2 Consolidation of provision of criminal legal aid. There has long been a view in Government that there are too many soicitors’ firms offering criminal legal aid services. Various proposals have been made to reduce their number. The most draconian proposal was that existing criminal legal aid contract should be replaced by new contracts that would be awarded, following a tendering process, in which contracts would be awarded to those firms who submitted the lowest bids for legal aid work.
Unsurprisingly this was fiercely resisted by solicitors on the basis that, if implemented, this would be a ‘race to the bottom’ – standards would fall because services would only be offered by those charging the least.
Mr Gove’s predecessor, Chris Grayling, came up with an alternative plan, known as ‘dual contracting’. Under the dual contracting system, two types of contract were to be awarded to criminal legal aid firms.
- An unlimited number of contracts for ‘own client’ work based on basic financial and fitness to practise checks – in others words continued payment for representing existing and known clients.
- And a total of 527 ‘duty’ contracts awarded by competition, giving firms the right to be on the duty legal aid rota in 85 geographical procurement areas around the country, with between 4 and 17 contracts awarded in each. In other words, these contracts would allow a limited number of firms the chance to represent new entrants to the criminal justice system.
The dual contracting model was designed to meet concerns expressed by the legal profession about price competition.

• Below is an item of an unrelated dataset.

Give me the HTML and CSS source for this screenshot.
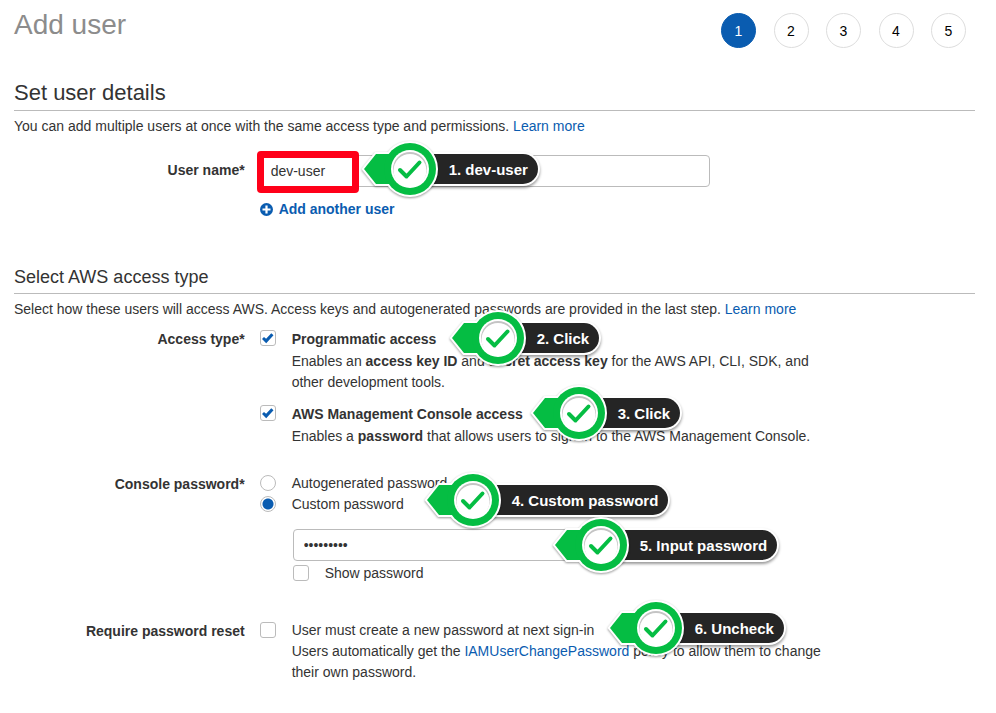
FILE: index.html
```html
<!DOCTYPE html>
<html lang="en">
<head>
<meta charset="utf-8">
<title>Add user</title>
<link rel="stylesheet" href="styles.css">
</head>
<body>
<svg class="defs" aria-hidden="true">
  <defs>
    <symbol id="pointer" viewBox="0 0 80 64">
      <path class="outline" d="M4 32 16 17H40V47H16Z"/>
      <circle class="outline" cx="50" cy="32" r="26"/>
      <path class="green" d="M4 32 16 17H40V47H16Z"/>
      <circle class="green" cx="50" cy="32" r="26"/>
      <circle cx="50" cy="32" r="19" fill="#fff"/>
      <circle cx="50" cy="32" r="17" fill="#c4c4c4"/>
      <circle cx="50" cy="33.500" r="16.500" fill="#fff"/>
      <path class="tick" d="M40 33 46.500 39.500 59.500 25.500"/>
    </symbol>
  </defs>
</svg>
<header class="top">
  <h1>Add user</h1>
  <ol class="steps">
    <li class="current" aria-current="step">1</li>
    <li>2</li>
    <li>3</li>
    <li>4</li>
    <li>5</li>
  </ol>
</header>
<main>
  <form>
    <section class="details">
      <h2>Set user details</h2>
      <p class="intro">You can add multiple users at once with the same access type and permissions. <a href="#">Learn more</a></p>
      <div class="row name-row">
        <label class="name" for="user">User name*</label>
        <div class="field">
          <input class="text" id="user" type="text" value="dev-user">
          <span class="highlight"></span>
          <div class="callout c1"><svg><use href="#pointer"/></svg><span>1. dev-user</span></div>
          <button class="add" type="button">
            <svg viewBox="0 0 14 14" aria-hidden="true"><circle cx="6.500" cy="6.500" r="6.500" fill="#0a5cb0"/><path d="M6.500 2.500V10.500M2.500 6.500H10.500" stroke="#fff" stroke-width="2.200"/></svg>
            Add another user
          </button>
        </div>
      </div>
    </section>
    <section class="access">
      <h3>Select AWS access type</h3>
      <p class="intro">Select how these users will access AWS. Access keys and autogenerated passwords are provided in the last step. <a href="#">Learn more</a></p>
      <div class="row access-row">
        <span class="name">Access type*</span>
        <div class="field">
          <div class="option">
            <input id="prog" type="checkbox" checked>
            <div>
              <label class="strong" for="prog">Programmatic access</label>
              <p>Enables an <b>access key ID</b> and <b>secret access key</b> for the AWS API, CLI, SDK, and other development tools.</p>
            </div>
            <div class="callout c2"><svg><use href="#pointer"/></svg><span>2. Click</span></div>
          </div>
          <div class="option second">
            <input id="console" type="checkbox" checked>
            <div>
              <label class="strong" for="console">AWS Management Console access</label>
              <p>Enables a <b>password</b> that allows users to sign-in to the AWS Management Console.</p>
            </div>
            <div class="callout c3"><svg><use href="#pointer"/></svg><span>3. Click</span></div>
          </div>
        </div>
      </div>
      <div class="row password-row">
        <span class="name">Console password*</span>
        <div class="field">
          <div class="option">
            <input id="auto" type="radio" name="pw">
            <label for="auto">Autogenerated password</label>
          </div>
          <div class="option">
            <input id="custom" type="radio" name="pw" checked>
            <label for="custom">Custom password</label>
            <div class="callout c4"><svg><use href="#pointer"/></svg><span>4. Custom password</span></div>
          </div>
          <div class="nested">
            <input class="text" type="password" value="password1" aria-label="Custom password">
            <div class="callout c5"><svg><use href="#pointer"/></svg><span>5. Input password</span></div>
            <div class="option">
              <input id="show" type="checkbox">
              <label for="show">Show password</label>
            </div>
          </div>
        </div>
      </div>
      <div class="row reset-row">
        <span class="name">Require password reset</span>
        <div class="field">
          <div class="option">
            <input id="reset" type="checkbox">
            <div>
              <label for="reset">User must create a new password at next sign-in</label>
              <p>Users automatically get the <a href="#">IAMUserChangePassword</a> policy to allow them to change their own password.</p>
            </div>
            <div class="callout c6"><svg><use href="#pointer"/></svg><span>6. Uncheck</span></div>
          </div>
        </div>
      </div>
    </section>
  </form>
</main>
</body>
</html>
```
FILE: styles.css
```css
* { box-sizing: border-box; }
body {
  margin: 0;
  padding: 13px 21px 24px 14px;
  background: #fff;
  color: #333;
  font: 14px/21px "Liberation Sans", Arial, sans-serif;
}
h1, h2, h3, p, ol { margin: 0; padding: 0; font-weight: normal; }
a { color: #0a5cb0; text-decoration: none; }
input, button { margin: 0; font: inherit; color: inherit; }
.defs { position: absolute; width: 0; height: 0; }

.top {
  display: flex;
  justify-content: space-between;
  align-items: flex-start;
  padding-right: 9px;
}
h1 { color: #8c8c8c; font-size: 28px; line-height: 24px; }
.steps {
  display: flex;
  justify-content: space-between;
  width: 245px;
  list-style: none;
  color: #000;
}
.steps li {
  width: 35px;
  height: 35px;
  border: 1px solid #ddd;
  border-radius: 50%;
  line-height: 34px;
  text-align: center;
}
.steps .current { background: #0a5cb0; border-color: #0a5cb0; color: #fff; }

.details { margin-top: 30px; }
.access { margin-top: 45px; }
h2 { padding-bottom: 2px; border-bottom: 1px solid #bbb; font-size: 22px; line-height: 30px; }
h3 { padding-bottom: 4px; border-bottom: 1px solid #bbb; font-size: 18px; line-height: 24px; }
.intro { margin-top: 5px; }

.row { display: grid; grid-template-columns: 24% minmax(0, 570px); column-gap: 15px; }
.name { padding-top: 1px; text-align: right; font-weight: bold; }
.field { position: relative; }
.name-row { margin-top: 18px; }
.name-row .name { padding-top: 5px; }
.access-row { margin-top: 8px; }
.password-row { margin-top: 26px; }
.reset-row { margin-top: 36px; }

.text {
  display: block;
  width: 450px;
  height: 32px;
  padding: 0 10px;
  border: 1px solid #bbb;
  border-radius: 4px;
  background: #fff;
}
.add {
  display: flex;
  align-items: center;
  gap: 5px;
  margin-top: 12px;
  padding: 0;
  border: 0;
  background: none;
  color: #0a5cb0;
  font-weight: bold;
}
.add svg { width: 14px; height: 14px; }

.option { position: relative; display: flex; gap: 16px; }
.option.second { margin-top: 10px; }
.strong { display: block; padding-bottom: 1px; font-weight: bold; line-height: 22px; }
.option input {
  flex: none;
  appearance: none;
  width: 16px;
  height: 16px;
  margin-top: 2px;
  border: 1px solid #bbb;
  border-radius: 3px;
  background: #fff;
}
.option input[type="radio"] { border-radius: 50%; }
.option input[type="radio"]:checked { background: radial-gradient(circle, #0a5cb0 5px, #fff 6px); }
.option input[type="checkbox"]:checked::before {
  content: "";
  display: block;
  width: 14px;
  height: 14px;
  background: #0a5cb0;
  clip-path: polygon(10% 58%, 24% 42%, 39% 56%, 76% 16%, 92% 31%, 40% 88%);
}
.nested { position: relative; margin: 14px 0 0 33px; }
.nested .option { margin-top: 2px; }

.highlight {
  position: absolute;
  left: -3px;
  top: -4px;
  width: 102px;
  height: 42px;
  border: 7px solid #ff0019;
  border-radius: 4px;
}
.callout {
  position: absolute;
  z-index: 1;
  height: 64px;
  padding: 17px 0 17px 60px;
  white-space: nowrap;
}
.callout svg { position: absolute; left: 0; top: 0; width: 80px; height: 64px; filter: drop-shadow(0 1px 1px #0006); }
.callout span {
  display: block;
  height: 30px;
  padding: 0 10px 0 29px;
  border-radius: 0 15px 15px 0;
  background: #252525;
  box-shadow: 0 0 0 2px #fff, 0 2px 3px 2px #0006;
  color: #fff;
  font-size: 15px;
  font-weight: bold;
  line-height: 31px;
}
.outline { fill: #fff; stroke: #fff; stroke-width: 4px; }
.green { fill: #05bd43; }
.tick { fill: none; stroke: #05bd43; stroke-width: 4px; stroke-linecap: round; stroke-linejoin: round; }
.c1 { left: 100px; top: -18px; }
.c2 { left: 188px; top: -22px; }
.c3 { left: 269px; top: -22px; }
.c4 { left: 163px; top: -26px; }
.c5 { left: 258px; top: -16px; }
.c6 { left: 346px; top: -24px; }
```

A tender process under this proposed scheme did go ahead, but ended very badly with a lot of adverse publicity about both process and outcome.
The primary arguments against these alternative proposals were
- Many solicitors firms feared that the award of a limited number of “dual” contracts – with a restriction therefore on who could participate in the duty legal aid rota would lead to a less diverse and competitive market.

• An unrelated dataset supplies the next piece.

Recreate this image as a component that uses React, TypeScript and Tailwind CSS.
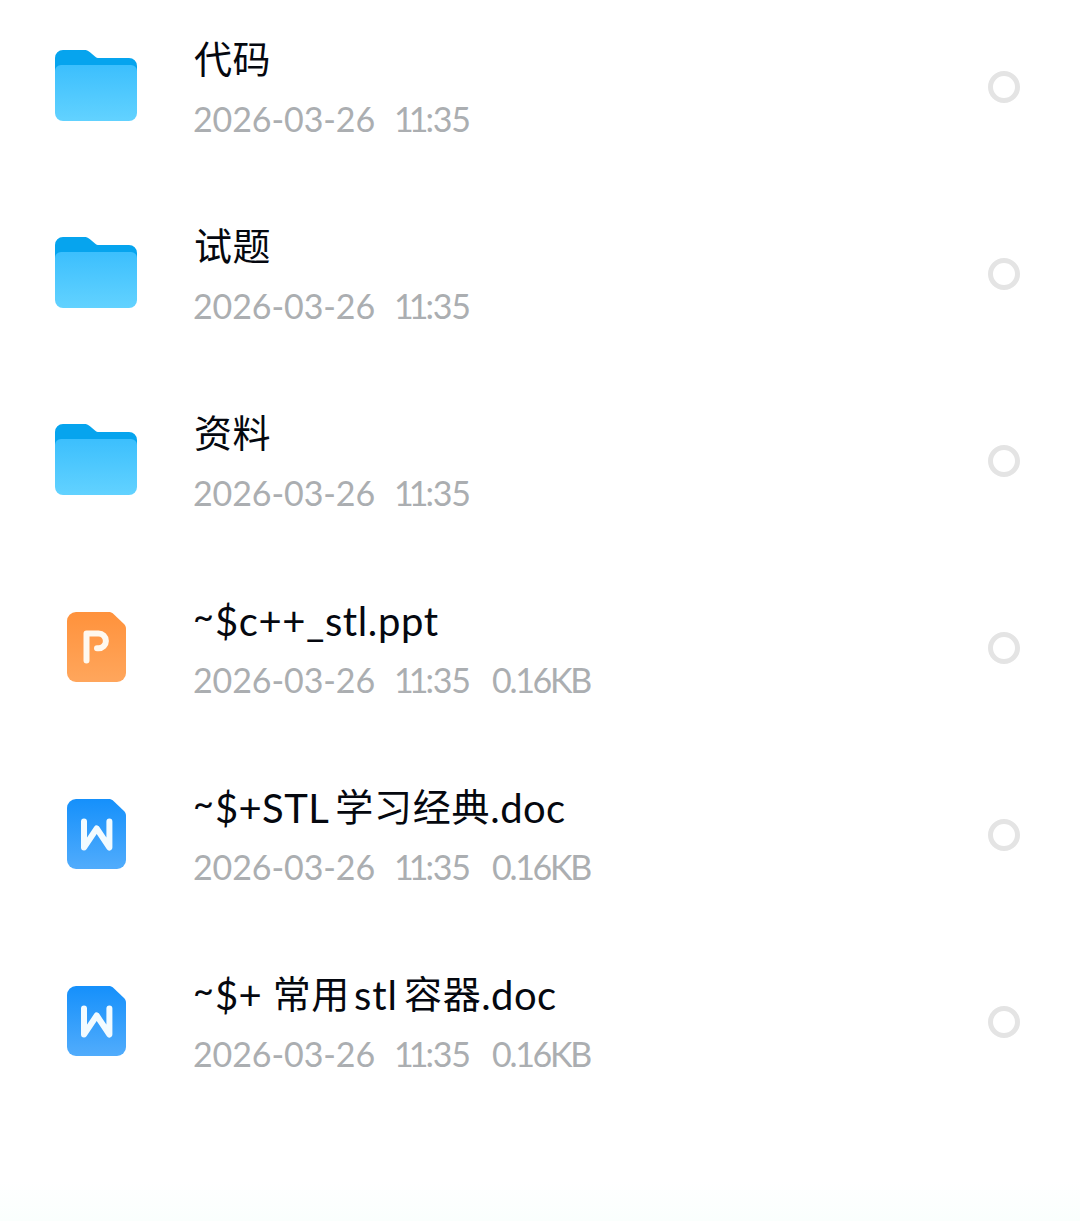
type FileKind = 'folder' | 'ppt' | 'doc';

type NamePart = { text: string; className: string };

type FileItem = {
    kind: FileKind;
    name: NamePart[];
    date: string;
    time: string;
    size?: string;
};

const cjk = 'text-[38px] tracking-[0.6px]';
const latin = 'text-[40px] tracking-[0.4px] translate-y-[2px]';
const tilde = 'text-[36px] -translate-y-[4px] -ml-px mr-px';

const files: FileItem[] = [
    { kind: 'folder', name: [{ text: '代码', className: cjk }], date: '2026-03-26', time: '11:35' },
    { kind: 'folder', name: [{ text: '试题', className: cjk }], date: '2026-03-26', time: '11:35' },
    { kind: 'folder', name: [{ text: '资料', className: cjk }], date: '2026-03-26', time: '11:35' },
    {
        kind: 'ppt',
        name: [
            { text: '~', className: tilde },
            { text: '$c++_stl.ppt', className: 'text-[40px] tracking-[0.6px] translate-y-[2px]' },
        ],
        date: '2026-03-26',
        time: '11:35',
        size: '0.16KB',
    },
    {
        kind: 'doc',
        name: [
            { text: '~', className: tilde },
            { text: '$+STL', className: latin },
            { text: '学习经典', className: 'ml-[6px] text-[38px] tracking-[0.8px]' },
            { text: '.doc', className: latin },
        ],
        date: '2026-03-26',
        time: '11:35',
        size: '0.16KB',
    },
    {
        kind: 'doc',
        name: [
            { text: '~', className: tilde },
            { text: '$+ ', className: latin },
            { text: '常用', className: cjk },
            { text: 'stl', className: 'ml-[4px] text-[40px] tracking-[1px] translate-y-[2px]' },
            { text: '容器', className: 'ml-[6px] text-[38px] tracking-[0.6px]' },
            { text: '.doc', className: latin },
        ],
        date: '2026-03-26',
        time: '11:35',
        size: '0.16KB',
    },
];

const FolderIcon = () => (
    <svg className="-mt-[2px]" width="82" height="72" viewBox="0 0 82 72" fill="none">
        <defs>
            <linearGradient id="folder-front" x1="0" y1="0" x2="0" y2="1">
                <stop offset="0" stopColor="#3cbffd" />
                <stop offset="1" stopColor="#62d2ff" />
            </linearGradient>
        </defs>
        <path
            d="M0 8a8 8 0 0 1 8-8h21c2.500 0 4 .6 6 2.200l5 4.200c1.300 1.100 2.300 1.600 4 1.600h30a8 8 0 0 1 8 8v20H0z"
            fill="#06a4ee"
        />
        <path
            d="M0 21a6 6 0 0 1 6-6h70a6 6 0 0 1 6 6v42a8 8 0 0 1-8 8H8a8 8 0 0 1-8-8z"
            fill="url(#folder-front)"
        />
    </svg>
);

const pageShape = 'M9 0h32.500c2 0 3.500.6 5 2l10.500 10c1.400 1.400 2 2.800 2 4.800V61a9 9 0 0 1-9 9H9a9 9 0 0 1-9-9V9a9 9 0 0 1 9-9z';

const PptIcon = () => (
    <svg className="ml-[1px]" width="59" height="71" viewBox="0 0 59 71" fill="none">
        <defs>
            <linearGradient id="ppt-page" x1="0" y1="0" x2="0" y2="1">
                <stop offset="0" stopColor="#ff923c" />
                <stop offset="1" stopColor="#ffa65c" />
            </linearGradient>
        </defs>
        <path d={pageShape} fill="url(#ppt-page)" />
        <path
            d="M19.500 48.500V21.500H31.500a7.400 7.400 0 0 1 0 14.800h-1.500"
            stroke="#fff8ee"
            strokeWidth="6"
            strokeLinecap="round"
            strokeLinejoin="round"
        />
    </svg>
);

const DocIcon = () => (
    <svg className="ml-[1px]" width="59" height="71" viewBox="0 0 59 71" fill="none">
        <defs>
            <linearGradient id="doc-page" x1="0" y1="0" x2="0" y2="1">
                <stop offset="0" stopColor="#1590fb" />
                <stop offset="1" stopColor="#51acfc" />
            </linearGradient>
        </defs>
        <path d={pageShape} fill="url(#doc-page)" />
        <polyline
            points="17,22.500 17,48.500 29.700,29.500 42.400,48.500 42.400,22.500"
            stroke="#f2fbff"
            strokeWidth="6"
            strokeLinecap="round"
            strokeLinejoin="round"
        />
    </svg>
);

const icons = {
    folder: <FolderIcon />,
    ppt: <PptIcon />,
    doc: <DocIcon />,
};

const FileRow = ({ file }: { file: FileItem }) => {
    const [hours, minutes] = file.time.split(':');

    return (
        <li className="mb-[14px] flex h-[173px] items-center pr-[60px] pl-[54px]">
            <div className="flex w-[84px] shrink-0 justify-center">{icons[file.kind]}</div>
            <div className="ml-[56px] flex-1 self-start pt-[28px] whitespace-pre">
                <div className="flex h-[66px] items-baseline leading-[60px] text-[#05080f]">
                    {file.name.map((part, i) => (
                        <span key={i} className={part.className}>
                            {part.text}
                        </span>
                    ))}
                </div>
                <div className="flex h-[50px] items-baseline text-[34px] leading-[50px] text-[#abaeb1]">
                    <span className="-ml-px w-[201px] tracking-[-0.1px]">{file.date}</span>
                    <span className="w-[98px]">
                        <span className="tracking-[-5px]">{hours}</span>
                        <span className="ml-[2px] tracking-[-1.2px]">:{minutes}</span>
                    </span>
                    {file.size && <span className="tracking-[-2.3px]">{file.size}</span>}
                </div>
            </div>
            <div className="size-8 shrink-0 rounded-full border-[5px] border-[#e4e4e4]" />
        </li>
    );
};

export default function App() {
    return (
        <div className="flex h-[1221px] w-[1080px] flex-col overflow-hidden bg-white font-[Lato,'Noto_Sans_CJK_SC',sans-serif]">
            <ul className="flex-1">
                {files.map((file, i) => (
                    <FileRow key={i} file={file} />
                ))}
            </ul>
            <div className="h-[40px] shrink-0 bg-linear-to-b from-white to-[#fafffd]" />
        </div>
    );
}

- Many barristers feared that the commercial model being designed by some solicitors’ firms would lead to a diminution in choice and potentially quality.
- And, possibly the most compelling argument, many also pointed out that a process of natural consolidation was taking place in the criminal legal aid market, as crime reduced and natural competition took place.
In the face of considerable potential litigation (99 cases in the pipeline, plus a judicial review challenging the whole process), the Government has announced that this exercise will also be set aside. There will be a further review of the process towards consolidation early in 2017.
3 Quality of criminal advocacy. In the midst of all this, the report from Sir William Jeffrey on how to enhance the quality of criminal advocay has not been forgotten. Mr Gove stated:
I will also bring forward proposals to ensure the Legal Aid Agency can better support high quality advocacy. Furthermore, I intend to appoint an advisory council of solicitors and barristers to help me explore how we can reduce unnecessary bureaucratic costs, eliminate waste and end continuing abuses within the current legal aid system. More details will follow in due course.
I don’t think that criminal legal aid practitioners are completely off the hook as regards potential changes to how they work. But for the immediate future, things are clearer.